Above all, we are aware that the human being is not a monolith: A woman can, in the same day, lead a professional team and enjoy being a man’s sexual object, without being a "whore" or a vile accomplice of the patriarchy. She can make sure that her wages are equal to a man’s but not feel forever traumatized by a man who rubs himself against her in the subway, even if that is regarded as an offense. She can even consider this act as the expression of a great sexual deprivation, or even as a non-event.

But the backlash to the open letter was swift, especially on social media. 

"They crossed a line here," said Rim Sarah Alouane, a French writer who is among the women in France who have sharply criticized the open letter in Le Monde. 

"I was extremely disappointed by the conditions and the people who signed this letter, especially Catherine Deneuve, who is a well-known feminist," Alouane said. "She actually contributed to the French feminist movement. [But] this is actually part of the problem normalizing this kind of behavior which is sexual harassment. I'm sorry, but there is no such thing as the right of a man to hit on a woman."

"We are having such a hard time listening to women, believing them, and this is not helping," Alouane said. "The American #MeToo movement triggered something in France. Women feel empowered now. In France, it was very rare to see women actually giving names of the people who harass them or the company where they work."

The French hashtag #BalanceTonPorc asked women to name their accusers, a step further than the US #MeToo. 

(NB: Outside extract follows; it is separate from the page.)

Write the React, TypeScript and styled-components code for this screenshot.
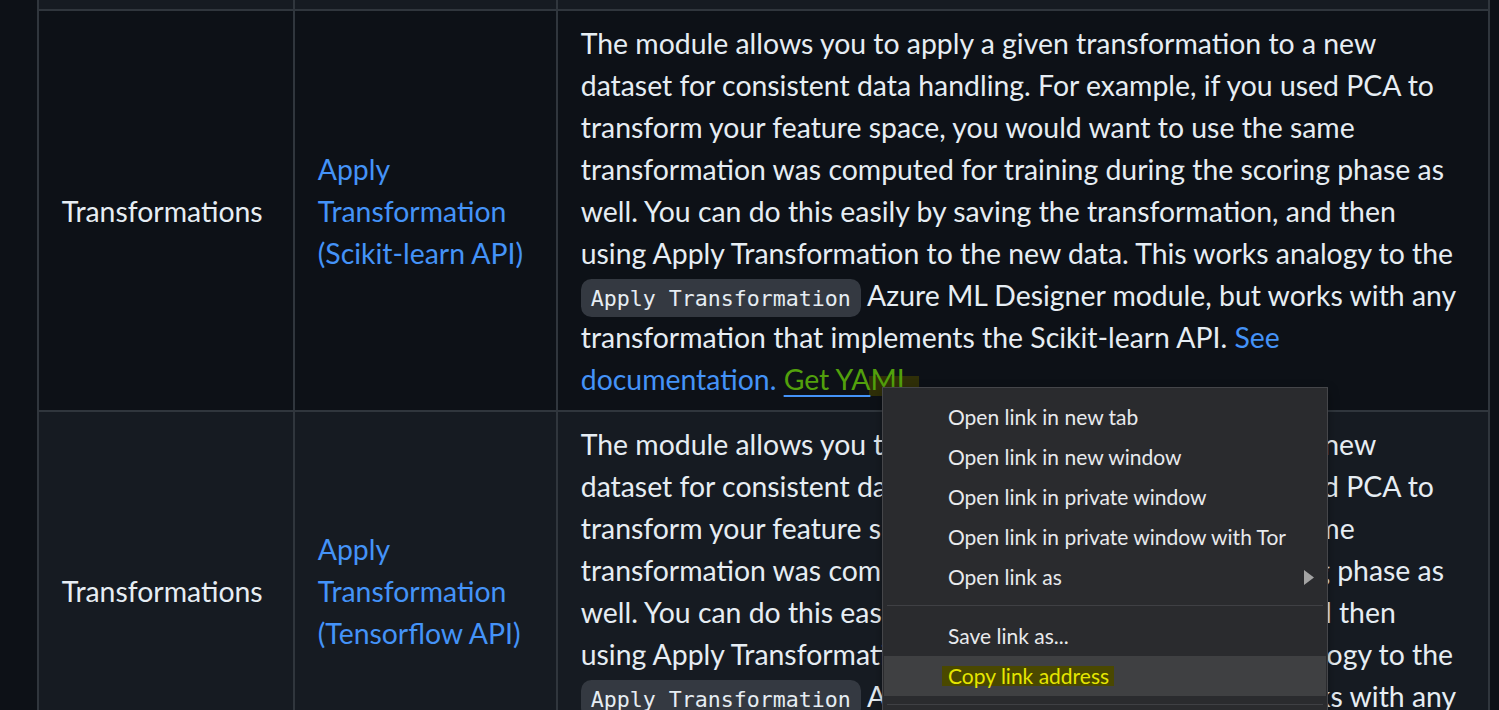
import React from 'react';
import styled, { createGlobalStyle } from 'styled-components';

const Global = createGlobalStyle`
  html, body { margin: 0; padding: 0; background: #0d1117; }
  body { overflow: hidden; }
`;

const Page = styled.div`
  position: relative;
  width: 1499px;
  height: 710px;
  overflow: hidden;
  box-sizing: border-box;
  padding-left: 37px;
  background: #0d1117;
  font-family: Lato, "Open Sans", sans-serif;
  font-size: 28.4px;
  line-height: 42px;
  color: #e6edf3;
`;

const Table = styled.div`
  display: flex;
  flex-direction: column;
  width: 1453px;
`;

const Row = styled.div<{ $striped?: boolean; $stub?: boolean }>`
  display: grid;
  grid-template-columns: 256px 263px 934px;
  height: ${p => (p.$stub ? '9px' : 'auto')};
  background: ${p => (p.$striped ? '#161b22' : '#0d1117')};
`;

const Cell = styled.div<{ $last?: boolean; $stub?: boolean }>`
  display: flex;
  align-items: center;
  box-sizing: border-box;
  border-left: 2px solid #30363d;
  border-top: ${p => (p.$stub ? 'none' : '2px solid #30363d')};
  border-right: ${p => (p.$last ? '2px solid #30363d' : 'none')};
  padding: ${p => (p.$stub ? '0' : '10.5px 22.75px')};
`;

const Lines = styled.div`
  white-space: nowrap;
`;

const Link = styled.a`
  color: #4493f8;
  text-decoration: none;
`;

const Code = styled.code`
  font-family: "DejaVu Sans Mono", "Liberation Mono", monospace;
  font-size: 21.6px;
  line-height: 1;
  padding: 7px 10px 6px;
  border-radius: 10.5px;
  background: #343941;
  color: #e6edf3;
`;

const YamlLink = styled.a`
  position: relative;
  z-index: 0;
  color: #52a00c;
  text-decoration: none;
`;

const Underlined = styled.span`
  text-decoration: underline;
  text-decoration-color: #4493f8;
  text-decoration-thickness: 2px;
  text-underline-offset: 5px;
`;

const Highlighted = styled.span`
  position: relative;
  &::before {
    content: '';
    position: absolute;
    z-index: -1;
    left: -1px;
    right: -8px;
    top: 14px;
    height: 20px;
    background: #2f2f08;
  }
`;

const Menu = styled.div`
  position: absolute;
  left: 882px;
  top: 387px;
  width: 446px;
  box-sizing: border-box;
  padding: 9px 0;
  background: #2a2b2e;
  border: 1px solid #45464a;
  box-shadow: 0 4px 10px rgba(0, 0, 0, 0.35);
  font-family: Lato, "Open Sans", sans-serif;
  font-size: 21px;
  color: #e8eaed;
`;

const Item = styled.div<{ $active?: boolean }>`
  position: relative;
  display: flex;
  align-items: center;
  height: 40px;
  margin: 0 1px;
  padding: 0 12px 0 64px;
  background: ${p => (p.$active ? '#3f4042' : 'transparent')};
`;

const Separator = styled.div`
  height: 1px;
  margin: 8px 4px 10px;
  background: #3f4044;
`;

const SubArrow = styled.svg`
  margin-left: auto;
  width: 10px;
  height: 15px;
`;

const Mark = styled.mark`
  background: #4a4800;
  color: #e6e600;
  margin-left: -6px;
  padding: 0 5px 0 6px;
  line-height: 20px;
`;

type DescProps = { api: string; full?: boolean };

const Description: React.FC<DescProps> = ({ api, full }) => (
  <Lines>
    The module allows you to apply a given transformation to a new<br />
    dataset for consistent data handling. For example, if you used PCA to<br />
    transform your feature space, you would want to use the same<br />
    transformation was computed for training during the scoring phase as<br />
    well. You can do this easily by saving the transformation, and then<br />
    using Apply Transformation to the new data. This works analogy to the<br />
    <Code>Apply Transformation</Code> Azure ML Designer module, but works with any<br />
    {full ? (
      <>
        transformation that implements the {api}. <Link href="#">See<br />documentation.</Link>{' '}
        <YamlLink href="#">
          <Underlined>Get YA</Underlined>
          <Highlighted>ML</Highlighted>
        </YamlLink>
      </>
    ) : (
      <>
        transformation that implements the {api}. <Link href="#">See documentation.</Link>{' '}
        <Link href="#">Get YAML</Link>
      </>
    )}
  </Lines>
);

const ModuleRow: React.FC<{ striped?: boolean; api: string; full?: boolean }> = ({ striped, api, full }) => (
  <Row $striped={striped}>
    <Cell>Transformations</Cell>
    <Cell>
      <Link href="#">
        Apply<br />Transformation<br />({api})
      </Link>
    </Cell>
    <Cell $last>
      <Description api={api} full={full} />
    </Cell>
  </Row>
);

export default function App() {
  return (
    <>
      <Global />
      <Page>
        <Table>
          <Row $striped $stub>
            <Cell $stub />
            <Cell $stub />
            <Cell $stub $last />
          </Row>
          <ModuleRow api="Scikit-learn API" full />
          <ModuleRow striped api="Tensorflow API" />
        </Table>
        <Menu>
          <Item>Open link in new tab</Item>
          <Item>Open link in new window</Item>
          <Item>Open link in private window</Item>
          <Item>Open link in private window with Tor</Item>
          <Item>
            Open link as
            <SubArrow viewBox="0 0 10 15">
              <polygon points="0,0 10,7.5 0,15" fill="#a3a3a3" />
            </SubArrow>
          </Item>
          <Separator />
          <Item>Save link as...</Item>
          <Item $active>
            <Mark>Copy link address</Mark>
          </Item>
          <Separator />
          <Item>Inspect</Item>
        </Menu>
      </Page>
    </>
  );
}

"If you cannot make the difference between seduction, flirtation and harassment then you have a problem," Alouane said.

Moutet disagrees and said women can reject harassment.

"If someone is harassing me, but are being crass about it, I will just tell them to go away," Moutet said. "It seems that nobody can ask anything from anyone anymore again." 

Alouane said that's a misinterpretation of what women speaking out against sexual harassment are talking about. 

"The #MeToo movement was as not about prohibiting men to stop flirting with women, telling them they are pretty," Alouane said. "That's not the point. The problem is when there is pressure. If we start normalizing this kind of behavior, I'm sorry this is dangerous. And women will keep being blamed for something they are not responsible [for]."